--- BEGIN ---

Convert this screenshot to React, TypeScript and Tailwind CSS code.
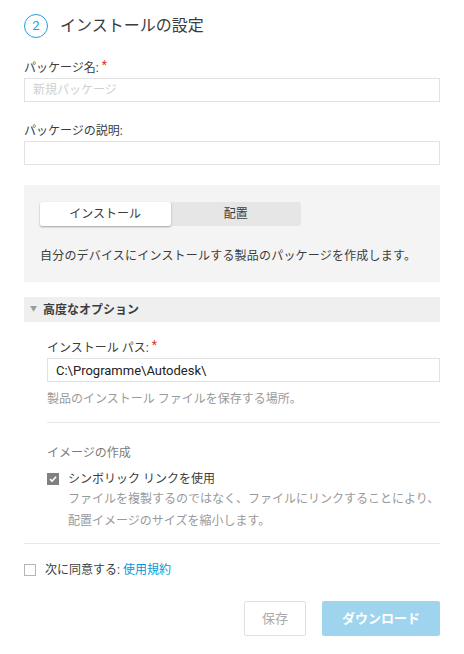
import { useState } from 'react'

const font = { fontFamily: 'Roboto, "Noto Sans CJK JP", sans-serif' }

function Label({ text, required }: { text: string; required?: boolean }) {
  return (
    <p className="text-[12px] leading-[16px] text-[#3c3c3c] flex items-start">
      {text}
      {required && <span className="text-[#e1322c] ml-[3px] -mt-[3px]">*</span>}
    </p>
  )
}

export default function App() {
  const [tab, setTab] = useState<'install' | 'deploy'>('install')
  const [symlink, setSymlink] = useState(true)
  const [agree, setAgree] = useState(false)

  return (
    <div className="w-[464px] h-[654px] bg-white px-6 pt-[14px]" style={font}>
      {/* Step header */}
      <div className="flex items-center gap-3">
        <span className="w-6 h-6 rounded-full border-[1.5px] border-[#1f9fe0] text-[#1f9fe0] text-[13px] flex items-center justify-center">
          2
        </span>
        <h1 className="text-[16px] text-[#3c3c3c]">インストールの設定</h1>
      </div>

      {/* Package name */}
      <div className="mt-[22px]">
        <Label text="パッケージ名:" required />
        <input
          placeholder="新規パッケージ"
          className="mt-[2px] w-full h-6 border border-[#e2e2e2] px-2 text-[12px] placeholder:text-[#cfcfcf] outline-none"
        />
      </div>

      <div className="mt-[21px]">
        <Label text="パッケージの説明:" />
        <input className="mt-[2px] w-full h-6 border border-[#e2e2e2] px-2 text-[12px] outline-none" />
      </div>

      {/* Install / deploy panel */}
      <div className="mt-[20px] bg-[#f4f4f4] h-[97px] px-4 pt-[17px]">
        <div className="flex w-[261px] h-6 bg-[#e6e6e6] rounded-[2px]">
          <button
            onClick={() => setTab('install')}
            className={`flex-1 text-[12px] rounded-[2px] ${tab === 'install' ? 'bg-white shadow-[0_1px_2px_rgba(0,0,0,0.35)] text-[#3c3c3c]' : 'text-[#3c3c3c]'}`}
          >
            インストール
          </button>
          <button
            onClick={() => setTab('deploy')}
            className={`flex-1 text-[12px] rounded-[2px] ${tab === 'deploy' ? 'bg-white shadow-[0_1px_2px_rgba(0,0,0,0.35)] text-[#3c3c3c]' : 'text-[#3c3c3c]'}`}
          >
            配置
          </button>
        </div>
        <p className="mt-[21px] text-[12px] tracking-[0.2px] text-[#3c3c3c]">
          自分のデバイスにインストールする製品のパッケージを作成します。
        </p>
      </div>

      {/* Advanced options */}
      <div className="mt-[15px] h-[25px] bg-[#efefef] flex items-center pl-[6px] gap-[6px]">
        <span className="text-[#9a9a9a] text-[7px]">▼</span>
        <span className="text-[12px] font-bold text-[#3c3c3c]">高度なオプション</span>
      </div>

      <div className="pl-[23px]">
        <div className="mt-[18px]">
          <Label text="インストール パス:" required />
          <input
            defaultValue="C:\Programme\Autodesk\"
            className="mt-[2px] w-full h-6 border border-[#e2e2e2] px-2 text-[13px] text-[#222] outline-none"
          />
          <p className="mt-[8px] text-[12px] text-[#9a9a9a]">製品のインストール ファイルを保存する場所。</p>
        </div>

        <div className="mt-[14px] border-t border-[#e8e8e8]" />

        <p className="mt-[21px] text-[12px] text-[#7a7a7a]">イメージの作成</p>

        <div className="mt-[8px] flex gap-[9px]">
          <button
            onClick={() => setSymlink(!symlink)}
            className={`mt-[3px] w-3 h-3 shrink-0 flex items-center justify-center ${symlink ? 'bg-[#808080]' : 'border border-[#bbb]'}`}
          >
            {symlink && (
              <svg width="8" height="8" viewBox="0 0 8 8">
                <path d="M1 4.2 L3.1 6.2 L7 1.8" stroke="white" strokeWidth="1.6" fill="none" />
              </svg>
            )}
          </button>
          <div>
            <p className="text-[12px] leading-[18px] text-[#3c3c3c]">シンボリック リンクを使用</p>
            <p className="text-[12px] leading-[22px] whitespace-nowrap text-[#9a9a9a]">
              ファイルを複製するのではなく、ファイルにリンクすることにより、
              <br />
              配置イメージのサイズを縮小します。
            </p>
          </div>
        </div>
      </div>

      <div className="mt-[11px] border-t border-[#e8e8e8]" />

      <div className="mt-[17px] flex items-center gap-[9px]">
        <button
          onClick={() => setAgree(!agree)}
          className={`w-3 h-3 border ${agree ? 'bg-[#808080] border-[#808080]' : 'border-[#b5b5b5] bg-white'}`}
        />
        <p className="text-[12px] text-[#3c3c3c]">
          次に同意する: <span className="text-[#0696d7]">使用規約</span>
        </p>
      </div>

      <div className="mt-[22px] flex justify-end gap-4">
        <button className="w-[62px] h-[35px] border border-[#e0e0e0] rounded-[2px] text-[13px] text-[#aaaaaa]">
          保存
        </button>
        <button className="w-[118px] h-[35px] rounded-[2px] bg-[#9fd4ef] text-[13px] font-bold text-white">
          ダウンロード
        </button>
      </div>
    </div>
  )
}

--- END ---

From the listing, extract all text exactly as given and drop any picture.

Convert this screenshot to React, TypeScript and Tailwind CSS code.
import { useState } from 'react'

const font = { fontFamily: 'Roboto, "Noto Sans CJK JP", sans-serif' }

function Label({ text, required }: { text: string; required?: boolean }) {
  return (
    <p className="text-[12px] leading-[16px] text-[#3c3c3c] flex items-start">
      {text}
      {required && <span className="text-[#e1322c] ml-[3px] -mt-[3px]">*</span>}
    </p>
  )
}

export default function App() {
  const [tab, setTab] = useState<'install' | 'deploy'>('install')
  const [symlink, setSymlink] = useState(true)
  const [agree, setAgree] = useState(false)

  return (
    <div className="w-[464px] h-[654px] bg-white px-6 pt-[14px]" style={font}>
      {/* Step header */}
      <div className="flex items-center gap-3">
        <span className="w-6 h-6 rounded-full border-[1.5px] border-[#1f9fe0] text-[#1f9fe0] text-[13px] flex items-center justify-center">
          2
        </span>
        <h1 className="text-[16px] text-[#3c3c3c]">インストールの設定</h1>
      </div>

      {/* Package name */}
      <div className="mt-[22px]">
        <Label text="パッケージ名:" required />
        <input
          placeholder="新規パッケージ"
          className="mt-[2px] w-full h-6 border border-[#e2e2e2] px-2 text-[12px] placeholder:text-[#cfcfcf] outline-none"
        />
      </div>

      <div className="mt-[21px]">
        <Label text="パッケージの説明:" />
        <input className="mt-[2px] w-full h-6 border border-[#e2e2e2] px-2 text-[12px] outline-none" />
      </div>

      {/* Install / deploy panel */}
      <div className="mt-[20px] bg-[#f4f4f4] h-[97px] px-4 pt-[17px]">
        <div className="flex w-[261px] h-6 bg-[#e6e6e6] rounded-[2px]">
          <button
            onClick={() => setTab('install')}
            className={`flex-1 text-[12px] rounded-[2px] ${tab === 'install' ? 'bg-white shadow-[0_1px_2px_rgba(0,0,0,0.35)] text-[#3c3c3c]' : 'text-[#3c3c3c]'}`}
          >
            インストール
          </button>
          <button
            onClick={() => setTab('deploy')}
            className={`flex-1 text-[12px] rounded-[2px] ${tab === 'deploy' ? 'bg-white shadow-[0_1px_2px_rgba(0,0,0,0.35)] text-[#3c3c3c]' : 'text-[#3c3c3c]'}`}
          >
            配置
          </button>
        </div>
        <p className="mt-[21px] text-[12px] tracking-[0.2px] text-[#3c3c3c]">
          自分のデバイスにインストールする製品のパッケージを作成します。
        </p>
      </div>

      {/* Advanced options */}
      <div className="mt-[15px] h-[25px] bg-[#efefef] flex items-center pl-[6px] gap-[6px]">
        <span className="text-[#9a9a9a] text-[7px]">▼</span>
        <span className="text-[12px] font-bold text-[#3c3c3c]">高度なオプション</span>
      </div>

      <div className="pl-[23px]">
        <div className="mt-[18px]">
          <Label text="インストール パス:" required />
          <input
            defaultValue="C:\Programme\Autodesk\"
            className="mt-[2px] w-full h-6 border border-[#e2e2e2] px-2 text-[13px] text-[#222] outline-none"
          />
          <p className="mt-[8px] text-[12px] text-[#9a9a9a]">製品のインストール ファイルを保存する場所。</p>
        </div>

        <div className="mt-[14px] border-t border-[#e8e8e8]" />

        <p className="mt-[21px] text-[12px] text-[#7a7a7a]">イメージの作成</p>

        <div className="mt-[8px] flex gap-[9px]">
          <button
            onClick={() => setSymlink(!symlink)}
            className={`mt-[3px] w-3 h-3 shrink-0 flex items-center justify-center ${symlink ? 'bg-[#808080]' : 'border border-[#bbb]'}`}
          >
            {symlink && (
              <svg width="8" height="8" viewBox="0 0 8 8">
                <path d="M1 4.2 L3.1 6.2 L7 1.8" stroke="white" strokeWidth="1.6" fill="none" />
              </svg>
            )}
          </button>
          <div>
            <p className="text-[12px] leading-[18px] text-[#3c3c3c]">シンボリック リンクを使用</p>
            <p className="text-[12px] leading-[22px] whitespace-nowrap text-[#9a9a9a]">
              ファイルを複製するのではなく、ファイルにリンクすることにより、
              <br />
              配置イメージのサイズを縮小します。
            </p>
          </div>
        </div>
      </div>

      <div className="mt-[11px] border-t border-[#e8e8e8]" />

      <div className="mt-[17px] flex items-center gap-[9px]">
        <button
          onClick={() => setAgree(!agree)}
          className={`w-3 h-3 border ${agree ? 'bg-[#808080] border-[#808080]' : 'border-[#b5b5b5] bg-white'}`}
        />
        <p className="text-[12px] text-[#3c3c3c]">
          次に同意する: <span className="text-[#0696d7]">使用規約</span>
        </p>
      </div>

      <div className="mt-[22px] flex justify-end gap-4">
        <button className="w-[62px] h-[35px] border border-[#e0e0e0] rounded-[2px] text-[13px] text-[#aaaaaa]">
          保存
        </button>
        <button className="w-[118px] h-[35px] rounded-[2px] bg-[#9fd4ef] text-[13px] font-bold text-white">
          ダウンロード
        </button>
      </div>
    </div>
  )
}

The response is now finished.